----- Collected data

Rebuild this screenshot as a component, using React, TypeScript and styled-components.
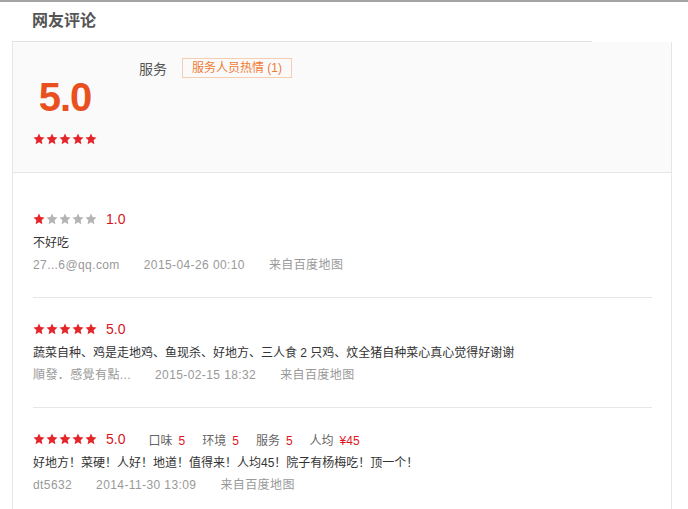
import React from "react";
import styled, {createGlobalStyle} from "styled-components";

const GlobalStyle = createGlobalStyle`
  html, body {
    margin: 0;
    padding: 0;
    background: #fff;
  }
  body {
    font-family: "Liberation Sans", "Noto Sans CJK SC", sans-serif;
    color: #333;
  }
`

const RED = '#e4262b'
const GREY_STAR = '#b4b4b4'

const Page = styled.div`
  border-top: 2px solid #a3a3a3;
`

const Header = styled.h2`
  margin: 0 0 0 12px;
  width: 560px;
  height: 39px;
  line-height: 38px;
  padding-left: 20px;
  font-size: 16px;
  font-weight: bold;
  color: #555;
  border-bottom: 1px solid #e3e3e3;
`

const Panel = styled.div`
  margin-left: 12px;
  width: 658px;
  border-left: 1px solid #e6e6e6;
  border-right: 1px solid #e6e6e6;
`

const Summary = styled.div`
  display: flex;
  height: 114px;
  padding: 16px 0 0 20px;
  background: #fafafa;
  border-bottom: 1px solid #e6e6e6;
`

const ScoreBox = styled.div`
  width: 64px;
  display: flex;
  flex-direction: column;
  align-items: center;
`

const BigScore = styled.div`
  margin-top: 19px;
  font-size: 40px;
  line-height: 40px;
  font-weight: bold;
  color: #e8501f;
  letter-spacing: -1px;
`

const Tags = styled.div`
  margin-left: 42px;
  height: 20px;
  display: flex;
  align-items: center;
  gap: 15px;
`

const TagLabel = styled.span`
  font-size: 14px;
  color: #555;
`

const Tag = styled.span`
  height: 18px;
  line-height: 18px;
  padding: 0 9px;
  font-size: 12px;
  color: #f07a34;
  border: 1px solid #f6cdb0;
`

const StarRow = styled.div<{ $top?: number }>`
  display: flex;
  gap: 1px;
  margin-top: ${(p) => p.$top ?? 0}px;
`

const List = styled.div`
  padding: 15px 19px 0 20px;
`

const Review = styled.div`
  padding: 21px 0 22px;
  border-bottom: 1px solid #e6e6e6;

  &:last-child {
    border-bottom: none;
  }
`

const RatingLine = styled.div`
  display: flex;
  align-items: center;
  height: 20px;
`

const RatingNum = styled.span`
  margin-left: 9px;
  font-size: 14px;
  color: #d9141c;
`

const SubScores = styled.div`
  display: flex;
  margin-left: 23px;
  gap: 17px;
`

const SubScore = styled.span`
  font-size: 12px;
  color: #666;

  & b {
    font-weight: normal;
    color: #e0141e;
    margin-left: 6px;
  }
`

const Text = styled.div`
  margin-top: 4px;
  line-height: 20px;
  font-size: 12px;
  color: #333;
`

const Meta = styled.div`
  display: flex;
  margin-top: 2px;
  line-height: 20px;
  font-size: 12px;
  letter-spacing: 0.4px;
  color: #999;

  & span {
    margin-right: 24px;
  }
`

function Star({on}: { on: boolean }) {
    return (
        <svg width="12" height="12" viewBox="0 0 24 24">
            <polygon fill={on ? RED : GREY_STAR}
                     points="12,1 15.2,8.2 23,9 17.2,14.4 18.8,22.3 12,18.3 5.2,22.3 6.8,14.4 1,9 8.8,8.2"/>
        </svg>
    )
}

function Stars({value, top}: { value: number, top?: number }) {
    return (
        <StarRow $top={top}>
            {[1, 2, 3, 4, 5].map((i) => <Star key={i} on={i <= value}/>)}
        </StarRow>
    )
}

interface ReviewData {
    score: number,
    subs?: { label: string, value: string }[],
    text: string,
    user: string,
    date: string,
    from: string
}

const reviews: ReviewData[] = [
    {
        score: 1,
        text: '不好吃',
        user: '27...6@qq.com',
        date: '2015-04-26 00:10',
        from: '来自百度地图'
    },
    {
        score: 5,
        text: '蔬菜自种、鸡是走地鸡、鱼现杀、好地方、三人食 2 只鸡、炆全猪自种菜心真心觉得好谢谢',
        user: '順發．感覺有點...',
        date: '2015-02-15 18:32',
        from: '来自百度地图'
    },
    {
        score: 5,
        subs: [
            {label: '口味', value: '5'},
            {label: '环境', value: '5'},
            {label: '服务', value: '5'},
            {label: '人均', value: '¥45'}
        ],
        text: '好地方！菜硬！人好！地道！值得来！人均45！院子有杨梅吃！顶一个！',
        user: 'dt5632',
        date: '2014-11-30 13:09',
        from: '来自百度地图'
    }
]

export default function App() {
    return (
        <>
            <GlobalStyle/>
            <Page>
                <Header>网友评论</Header>
                <Panel>
                    <Summary>
                        <ScoreBox>
                            <BigScore>5.0</BigScore>
                            <Stars value={5} top={16}/>
                        </ScoreBox>
                        <Tags>
                            <TagLabel>服务</TagLabel>
                            <Tag>服务人员热情 (1)</Tag>
                        </Tags>
                    </Summary>
                    <List>
                        {reviews.map((r, index) => (
                            <Review key={index}>
                                <RatingLine>
                                    <Stars value={r.score}/>
                                    <RatingNum>{r.score.toFixed(1)}</RatingNum>
                                    {r.subs && (
                                        <SubScores>
                                            {r.subs.map((s) => (
                                                <SubScore key={s.label}>{s.label}<b>{s.value}</b></SubScore>
                                            ))}
                                        </SubScores>
                                    )}
                                </RatingLine>
                                <Text>{r.text}</Text>
                                <Meta>
                                    <span>{r.user}</span>
                                    <span>{r.date}</span>
                                    <span>{r.from}</span>
                                </Meta>
                            </Review>
                        ))}
                    </List>
                </Panel>
            </Page>
        </>
    )
}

----------

Task requirements:
Identify and copy the lines holding the word "React".

Answer to this problem:
Rebuild this screenshot as a component, using React, TypeScript and styled-components.
import React from "react";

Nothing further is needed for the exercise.